Often-stated assumptions that medical imaging tests are one of the factors driving health care spending increases are being undermined by a new research study showing that physicians are ordering diagnostic imaging exams on an increasingly lower percentage of their interactions with Medicare patients.
The study, conducted by the Harvey L. Neiman Health Policy Institute and published today in the July issue of the Journal of the American College of Radiology (JACR), utilizes a breadth of available evidence well beyond previous studies on imaging costs. Instead of looking solely at Medicare spending data, the Neiman Institute researchuses Medical Expenditure Panel Survey (MEPS) data collected by the federal government that allows an analysis of physician decisions and actions during patient visits.
This data shows that the number of physician visits by patients 65 years of age or older resulting in an imaging exam is consistently trending downward, from 12.8 percent in 2003 to 10.6 percent in 2011. Similarly, Medicare spending per enrollee for imaging has declined from $418 in 2006 to $390 in 2011.

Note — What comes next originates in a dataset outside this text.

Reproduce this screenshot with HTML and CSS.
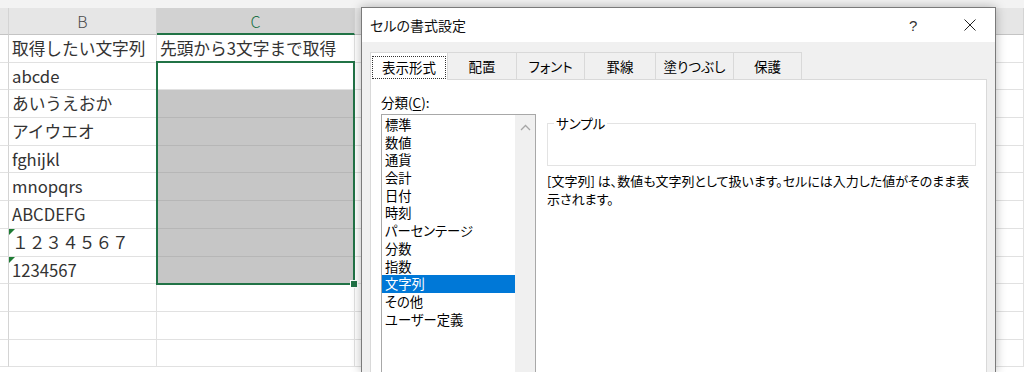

“This study should prompt a rethinking of the assumption that diagnostic imaging is a leading contributor to the nation’s health spending challenges,” said Danny Hughes, Ph.D., one of the authors of the imaging utilization study. “When you look at the available evidence in a truly patient-centered way, understanding what occurs on a patient visit to the doctor, then you see that physicians are calling for less, not more, imaging tests.”
These findings are significant because the Deficit Reduction Act of 2005 already markedly reduced financial payments for diagnostic imaging, and further threats to imaging reimbursements are on the horizon in the form of budget sequestration and potential changes to the Medicare Strategic Growth Rate (SGR) formula. “A failure to understand the changes in utilization that may accompany these potential payment reductions could ultimately produce adverse effects on patient care regardless of whether the intended cost containment goals are realized,” the study’s authors wrote.
Dr. Hughes added, “Further study is needed in this area. We know from previous research that use of imaging leads to reduced rates of hospital readmissions, fewer unnecessary procedures, shorter hospital stays, longer lifespans and lower mortality rates. As we look at imaging utilization and spending, we need to understand the whole picture of imaging’s relationship to health care cost trends and quality of care.”